> _Aim of the task_
Your job is to retype all of the data word for word, leaving every image out.

> _Available data_
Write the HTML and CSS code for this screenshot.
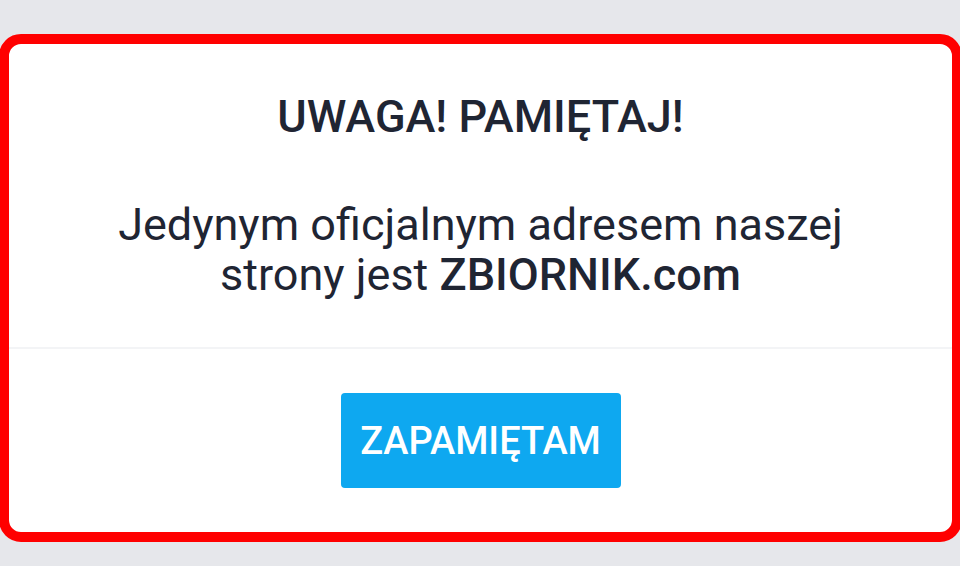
FILE: index.html
```html
<!DOCTYPE html>
<html lang="pl">
<head>
  <meta charset="UTF-8" />
  <meta name="viewport" content="width=device-width, initial-scale=1" />
  <title>Uwaga</title>
  <link rel="stylesheet" href="styles.css">
</head>
<body>
  <div class="notice">
    <div class="notice__body">
      <h2 class="notice__title">UWAGA! PAMIĘTAJ!</h2>
      <p class="notice__text">Jedynym oficjalnym adresem naszej<br>strony jest <strong>ZBIORNIK.com</strong></p>
    </div>
    <div class="notice__footer">
      <button class="notice__btn">ZAPAMIĘTAM</button>
    </div>
  </div>
</body>
</html>
```

FILE: styles.css
```css
body {
  margin: 0;
  background: #e6e7eb;
  font-family: Roboto, 'Noto Sans', sans-serif;
  color: #1f2533;
  overflow: hidden;
}
.notice {
  margin: 34px 0 0 -1px;
  width: 943px;
  background: #fff;
  border: 10px solid #ff0000;
  border-radius: 22px;
}
.notice__body {
  padding: 46px 20px 47px;
  text-align: center;
  border-bottom: 2px solid #f3f4f6;
}
.notice__title {
  margin: 0 0 56px;
  font-size: 45px;
  font-weight: 500;
  line-height: 54px;
}
.notice__text {
  margin: 0;
  font-size: 45px;
  line-height: 50px;
}
.notice__text strong {
  font-weight: 500;
}
.notice__footer {
  display: flex;
  justify-content: center;
  padding: 44px 0;
}
.notice__btn {
  width: 280px;
  height: 95px;
  border: none;
  border-radius: 4px;
  background: #0ea8f0;
  color: #fff;
  font-family: inherit;
  font-size: 38px;
  font-weight: 500;
}
```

> _Correct output_
Write the HTML and CSS code for this screenshot.
FILE: index.html
```html
<!DOCTYPE html>
<html lang="pl">
<head>
  <meta charset="UTF-8" />
  <meta name="viewport" content="width=device-width, initial-scale=1" />
  <title>Uwaga</title>
  <link rel="stylesheet" href="styles.css">
</head>
<body>
  <div class="notice">
    <div class="notice__body">
      <h2 class="notice__title">UWAGA! PAMIĘTAJ!</h2>
      <p class="notice__text">Jedynym oficjalnym adresem naszej<br>strony jest <strong>ZBIORNIK.com</strong></p>
    </div>
    <div class="notice__footer">
      <button class="notice__btn">ZAPAMIĘTAM</button>
    </div>
  </div>
</body>
</html>
```

FILE: styles.css
```css
body {
  margin: 0;
  background: #e6e7eb;
  font-family: Roboto, 'Noto Sans', sans-serif;
  color: #1f2533;
  overflow: hidden;
}
.notice {
  margin: 34px 0 0 -1px;
  width: 943px;
  background: #fff;
  border: 10px solid #ff0000;
  border-radius: 22px;
}
.notice__body {
  padding: 46px 20px 47px;
  text-align: center;
  border-bottom: 2px solid #f3f4f6;
}
.notice__title {
  margin: 0 0 56px;
  font-size: 45px;
  font-weight: 500;
  line-height: 54px;
}
.notice__text {
  margin: 0;
  font-size: 45px;
  line-height: 50px;
}
.notice__text strong {
  font-weight: 500;
}
.notice__footer {
  display: flex;
  justify-content: center;
  padding: 44px 0;
}
.notice__btn {
  width: 280px;
  height: 95px;
  border: none;
  border-radius: 4px;
  background: #0ea8f0;
  color: #fff;
  font-family: inherit;
  font-size: 38px;
  font-weight: 500;
}
```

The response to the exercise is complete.